— start —

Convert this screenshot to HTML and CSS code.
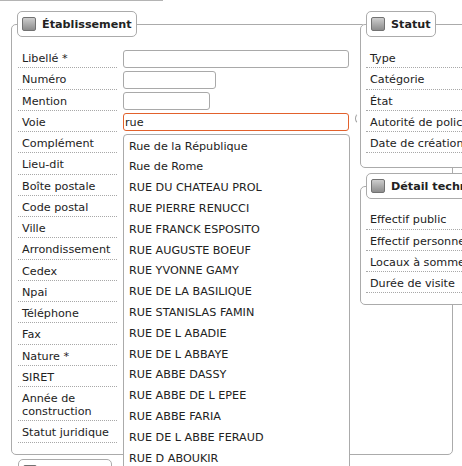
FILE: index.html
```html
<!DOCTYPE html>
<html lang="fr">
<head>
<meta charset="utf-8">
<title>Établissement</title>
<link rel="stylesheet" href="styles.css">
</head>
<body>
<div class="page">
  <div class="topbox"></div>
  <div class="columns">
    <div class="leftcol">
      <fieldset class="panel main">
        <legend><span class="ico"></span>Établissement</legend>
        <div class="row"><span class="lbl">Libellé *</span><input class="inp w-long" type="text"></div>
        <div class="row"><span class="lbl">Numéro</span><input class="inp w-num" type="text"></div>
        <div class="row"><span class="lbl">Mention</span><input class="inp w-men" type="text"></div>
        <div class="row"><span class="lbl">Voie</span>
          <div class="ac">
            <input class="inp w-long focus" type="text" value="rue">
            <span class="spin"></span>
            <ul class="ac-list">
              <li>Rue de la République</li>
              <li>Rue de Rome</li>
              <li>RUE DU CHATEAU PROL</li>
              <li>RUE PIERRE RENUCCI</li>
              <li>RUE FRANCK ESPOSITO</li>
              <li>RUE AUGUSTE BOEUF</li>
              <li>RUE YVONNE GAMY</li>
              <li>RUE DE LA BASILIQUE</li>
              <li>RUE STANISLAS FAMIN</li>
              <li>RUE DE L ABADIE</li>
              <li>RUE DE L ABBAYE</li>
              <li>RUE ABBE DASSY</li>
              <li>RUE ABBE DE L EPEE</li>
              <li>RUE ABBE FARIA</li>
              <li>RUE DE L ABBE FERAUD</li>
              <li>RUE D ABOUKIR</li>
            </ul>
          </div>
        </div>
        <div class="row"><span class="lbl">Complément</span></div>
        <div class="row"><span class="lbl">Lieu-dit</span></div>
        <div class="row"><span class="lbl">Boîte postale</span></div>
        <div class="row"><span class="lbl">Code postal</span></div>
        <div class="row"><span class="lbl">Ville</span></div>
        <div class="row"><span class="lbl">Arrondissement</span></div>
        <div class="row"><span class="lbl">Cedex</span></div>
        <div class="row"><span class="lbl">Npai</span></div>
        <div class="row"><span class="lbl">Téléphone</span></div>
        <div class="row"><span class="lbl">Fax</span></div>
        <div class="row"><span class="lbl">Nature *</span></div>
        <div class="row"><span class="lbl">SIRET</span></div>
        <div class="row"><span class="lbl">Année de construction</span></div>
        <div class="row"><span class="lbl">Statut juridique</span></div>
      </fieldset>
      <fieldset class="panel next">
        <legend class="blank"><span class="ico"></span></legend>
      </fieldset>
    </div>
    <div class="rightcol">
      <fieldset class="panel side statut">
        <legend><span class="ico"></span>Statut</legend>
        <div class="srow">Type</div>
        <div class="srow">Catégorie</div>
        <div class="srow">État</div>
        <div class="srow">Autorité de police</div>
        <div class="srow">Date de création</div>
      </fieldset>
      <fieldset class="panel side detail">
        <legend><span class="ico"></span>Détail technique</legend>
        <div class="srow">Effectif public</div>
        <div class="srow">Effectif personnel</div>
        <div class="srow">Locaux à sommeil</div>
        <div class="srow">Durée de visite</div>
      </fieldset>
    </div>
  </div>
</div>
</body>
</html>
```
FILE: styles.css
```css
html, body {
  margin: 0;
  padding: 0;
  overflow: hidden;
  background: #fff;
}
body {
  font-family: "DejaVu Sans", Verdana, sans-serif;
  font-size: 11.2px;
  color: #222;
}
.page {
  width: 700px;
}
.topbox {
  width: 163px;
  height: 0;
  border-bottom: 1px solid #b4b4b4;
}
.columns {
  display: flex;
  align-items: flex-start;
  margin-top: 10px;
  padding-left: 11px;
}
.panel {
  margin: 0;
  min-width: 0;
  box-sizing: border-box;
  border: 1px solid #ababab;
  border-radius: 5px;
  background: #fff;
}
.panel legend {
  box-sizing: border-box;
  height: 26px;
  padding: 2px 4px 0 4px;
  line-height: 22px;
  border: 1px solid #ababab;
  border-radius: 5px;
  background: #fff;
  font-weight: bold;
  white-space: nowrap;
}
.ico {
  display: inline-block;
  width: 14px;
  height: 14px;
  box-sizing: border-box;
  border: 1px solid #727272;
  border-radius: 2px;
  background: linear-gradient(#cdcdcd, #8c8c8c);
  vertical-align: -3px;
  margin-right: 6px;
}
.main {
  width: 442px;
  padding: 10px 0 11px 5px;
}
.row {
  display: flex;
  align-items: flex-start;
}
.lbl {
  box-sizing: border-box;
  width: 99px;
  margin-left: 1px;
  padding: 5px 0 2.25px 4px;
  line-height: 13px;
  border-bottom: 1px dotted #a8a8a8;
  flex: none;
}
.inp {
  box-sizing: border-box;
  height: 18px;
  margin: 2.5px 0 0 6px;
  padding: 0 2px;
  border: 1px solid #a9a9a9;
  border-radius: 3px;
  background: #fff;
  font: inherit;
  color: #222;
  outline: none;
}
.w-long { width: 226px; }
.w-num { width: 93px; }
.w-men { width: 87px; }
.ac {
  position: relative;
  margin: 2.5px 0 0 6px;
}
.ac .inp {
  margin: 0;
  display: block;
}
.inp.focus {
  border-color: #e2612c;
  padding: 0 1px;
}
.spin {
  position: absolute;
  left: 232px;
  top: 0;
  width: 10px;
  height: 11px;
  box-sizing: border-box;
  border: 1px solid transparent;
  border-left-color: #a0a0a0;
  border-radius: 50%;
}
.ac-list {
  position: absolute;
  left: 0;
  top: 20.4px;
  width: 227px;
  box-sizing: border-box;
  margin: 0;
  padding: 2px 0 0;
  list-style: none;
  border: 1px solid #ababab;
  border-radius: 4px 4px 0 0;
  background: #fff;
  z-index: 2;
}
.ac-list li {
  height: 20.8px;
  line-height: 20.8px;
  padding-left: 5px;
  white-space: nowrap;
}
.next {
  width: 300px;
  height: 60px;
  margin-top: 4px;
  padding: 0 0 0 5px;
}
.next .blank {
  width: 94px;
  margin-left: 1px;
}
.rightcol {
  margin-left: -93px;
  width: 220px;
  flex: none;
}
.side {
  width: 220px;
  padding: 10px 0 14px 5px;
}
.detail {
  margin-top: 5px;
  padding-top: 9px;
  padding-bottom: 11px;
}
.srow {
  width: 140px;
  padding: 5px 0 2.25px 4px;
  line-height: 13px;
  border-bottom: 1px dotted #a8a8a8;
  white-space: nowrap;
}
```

— end —

▶ Problem statement: Copy the material shown above in full and exactly. Skip the pictures.

▶ Full solution:
Convert this screenshot to HTML and CSS code.
FILE: index.html
```html
<!DOCTYPE html>
<html lang="fr">
<head>
<meta charset="utf-8">
<title>Établissement</title>
<link rel="stylesheet" href="styles.css">
</head>
<body>
<div class="page">
  <div class="topbox"></div>
  <div class="columns">
    <div class="leftcol">
      <fieldset class="panel main">
        <legend><span class="ico"></span>Établissement</legend>
        <div class="row"><span class="lbl">Libellé *</span><input class="inp w-long" type="text"></div>
        <div class="row"><span class="lbl">Numéro</span><input class="inp w-num" type="text"></div>
        <div class="row"><span class="lbl">Mention</span><input class="inp w-men" type="text"></div>
        <div class="row"><span class="lbl">Voie</span>
          <div class="ac">
            <input class="inp w-long focus" type="text" value="rue">
            <span class="spin"></span>
            <ul class="ac-list">
              <li>Rue de la République</li>
              <li>Rue de Rome</li>
              <li>RUE DU CHATEAU PROL</li>
              <li>RUE PIERRE RENUCCI</li>
              <li>RUE FRANCK ESPOSITO</li>
              <li>RUE AUGUSTE BOEUF</li>
              <li>RUE YVONNE GAMY</li>
              <li>RUE DE LA BASILIQUE</li>
              <li>RUE STANISLAS FAMIN</li>
              <li>RUE DE L ABADIE</li>
              <li>RUE DE L ABBAYE</li>
              <li>RUE ABBE DASSY</li>
              <li>RUE ABBE DE L EPEE</li>
              <li>RUE ABBE FARIA</li>
              <li>RUE DE L ABBE FERAUD</li>
              <li>RUE D ABOUKIR</li>
            </ul>
          </div>
        </div>
        <div class="row"><span class="lbl">Complément</span></div>
        <div class="row"><span class="lbl">Lieu-dit</span></div>
        <div class="row"><span class="lbl">Boîte postale</span></div>
        <div class="row"><span class="lbl">Code postal</span></div>
        <div class="row"><span class="lbl">Ville</span></div>
        <div class="row"><span class="lbl">Arrondissement</span></div>
        <div class="row"><span class="lbl">Cedex</span></div>
        <div class="row"><span class="lbl">Npai</span></div>
        <div class="row"><span class="lbl">Téléphone</span></div>
        <div class="row"><span class="lbl">Fax</span></div>
        <div class="row"><span class="lbl">Nature *</span></div>
        <div class="row"><span class="lbl">SIRET</span></div>
        <div class="row"><span class="lbl">Année de construction</span></div>
        <div class="row"><span class="lbl">Statut juridique</span></div>
      </fieldset>
      <fieldset class="panel next">
        <legend class="blank"><span class="ico"></span></legend>
      </fieldset>
    </div>
    <div class="rightcol">
      <fieldset class="panel side statut">
        <legend><span class="ico"></span>Statut</legend>
        <div class="srow">Type</div>
        <div class="srow">Catégorie</div>
        <div class="srow">État</div>
        <div class="srow">Autorité de police</div>
        <div class="srow">Date de création</div>
      </fieldset>
      <fieldset class="panel side detail">
        <legend><span class="ico"></span>Détail technique</legend>
        <div class="srow">Effectif public</div>
        <div class="srow">Effectif personnel</div>
        <div class="srow">Locaux à sommeil</div>
        <div class="srow">Durée de visite</div>
      </fieldset>
    </div>
  </div>
</div>
</body>
</html>
```
FILE: styles.css
```css
html, body {
  margin: 0;
  padding: 0;
  overflow: hidden;
  background: #fff;
}
body {
  font-family: "DejaVu Sans", Verdana, sans-serif;
  font-size: 11.2px;
  color: #222;
}
.page {
  width: 700px;
}
.topbox {
  width: 163px;
  height: 0;
  border-bottom: 1px solid #b4b4b4;
}
.columns {
  display: flex;
  align-items: flex-start;
  margin-top: 10px;
  padding-left: 11px;
}
.panel {
  margin: 0;
  min-width: 0;
  box-sizing: border-box;
  border: 1px solid #ababab;
  border-radius: 5px;
  background: #fff;
}
.panel legend {
  box-sizing: border-box;
  height: 26px;
  padding: 2px 4px 0 4px;
  line-height: 22px;
  border: 1px solid #ababab;
  border-radius: 5px;
  background: #fff;
  font-weight: bold;
  white-space: nowrap;
}
.ico {
  display: inline-block;
  width: 14px;
  height: 14px;
  box-sizing: border-box;
  border: 1px solid #727272;
  border-radius: 2px;
  background: linear-gradient(#cdcdcd, #8c8c8c);
  vertical-align: -3px;
  margin-right: 6px;
}
.main {
  width: 442px;
  padding: 10px 0 11px 5px;
}
.row {
  display: flex;
  align-items: flex-start;
}
.lbl {
  box-sizing: border-box;
  width: 99px;
  margin-left: 1px;
  padding: 5px 0 2.25px 4px;
  line-height: 13px;
  border-bottom: 1px dotted #a8a8a8;
  flex: none;
}
.inp {
  box-sizing: border-box;
  height: 18px;
  margin: 2.5px 0 0 6px;
  padding: 0 2px;
  border: 1px solid #a9a9a9;
  border-radius: 3px;
  background: #fff;
  font: inherit;
  color: #222;
  outline: none;
}
.w-long { width: 226px; }
.w-num { width: 93px; }
.w-men { width: 87px; }
.ac {
  position: relative;
  margin: 2.5px 0 0 6px;
}
.ac .inp {
  margin: 0;
  display: block;
}
.inp.focus {
  border-color: #e2612c;
  padding: 0 1px;
}
.spin {
  position: absolute;
  left: 232px;
  top: 0;
  width: 10px;
  height: 11px;
  box-sizing: border-box;
  border: 1px solid transparent;
  border-left-color: #a0a0a0;
  border-radius: 50%;
}
.ac-list {
  position: absolute;
  left: 0;
  top: 20.4px;
  width: 227px;
  box-sizing: border-box;
  margin: 0;
  padding: 2px 0 0;
  list-style: none;
  border: 1px solid #ababab;
  border-radius: 4px 4px 0 0;
  background: #fff;
  z-index: 2;
}
.ac-list li {
  height: 20.8px;
  line-height: 20.8px;
  padding-left: 5px;
  white-space: nowrap;
}
.next {
  width: 300px;
  height: 60px;
  margin-top: 4px;
  padding: 0 0 0 5px;
}
.next .blank {
  width: 94px;
  margin-left: 1px;
}
.rightcol {
  margin-left: -93px;
  width: 220px;
  flex: none;
}
.side {
  width: 220px;
  padding: 10px 0 14px 5px;
}
.detail {
  margin-top: 5px;
  padding-top: 9px;
  padding-bottom: 11px;
}
.srow {
  width: 140px;
  padding: 5px 0 2.25px 4px;
  line-height: 13px;
  border-bottom: 1px dotted #a8a8a8;
  white-space: nowrap;
}
```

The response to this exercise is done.